Much of the festival’s core audience has grown up with it and is similarly in the demographic that has the most to fear from coronavirus. The World Health Organization studied deaths due to COVID-19 in China and found that they skew heavily toward older people. Right now, the overall mortality rate is pegged at 3.4 percent, but in the study of infections in China, the mortality rate was similar to that of the flu from infancy to 39 years old (0.2 percent). It jumps to 3.6 percent for those 60-69, 8 percent for those 70-79, and 14.8 percent for those 80 and older. Will those numbers scare away the Jazz Fest faithful? A good question. Rock ’n’ roll has always run hand in hand with a What me, worry? attitude, and those who have already bought tickets have a financial and emotional investment that may prompt them to be bold, but that may change when/if coronavirus becomes a present reality across the country. If they begin to signal that they won't attend Jazz Fest under these conditions, that might prompt Festival Productions to reconsider this year's festival. More likely though, any change will come from the city, just as SXSW and Ultra's cancellations came at the request of Austin and Miami's mayors.
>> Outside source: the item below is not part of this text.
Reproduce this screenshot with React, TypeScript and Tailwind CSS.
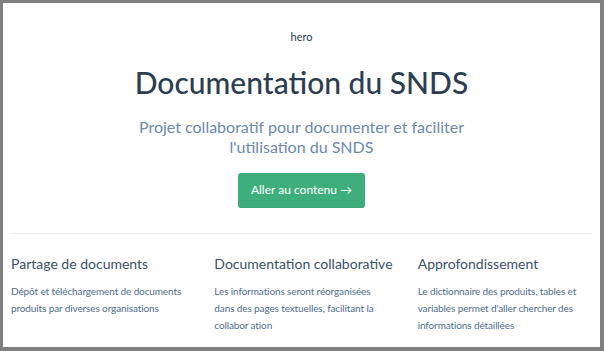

At this point, the wait and see approach that Jazz Fest and French Quarter Fest are taking likely remains the only realistic one. Austin’s decision to cancel SXSW is absolutely a wake-up call for those who can't imagine New Orleans canceling its late spring festivals, but it doesn’t mean cancellation is inevitable.
Updated on March 8 at 9:12 a.m.
The number of states reporting at least one case of coronavirus infection has grown to 28, up from the 18 initially reported.
Updated March 9 at 8:59 a.m.
SXSW organizers announced that their insurance didn't cover a disease outbreak.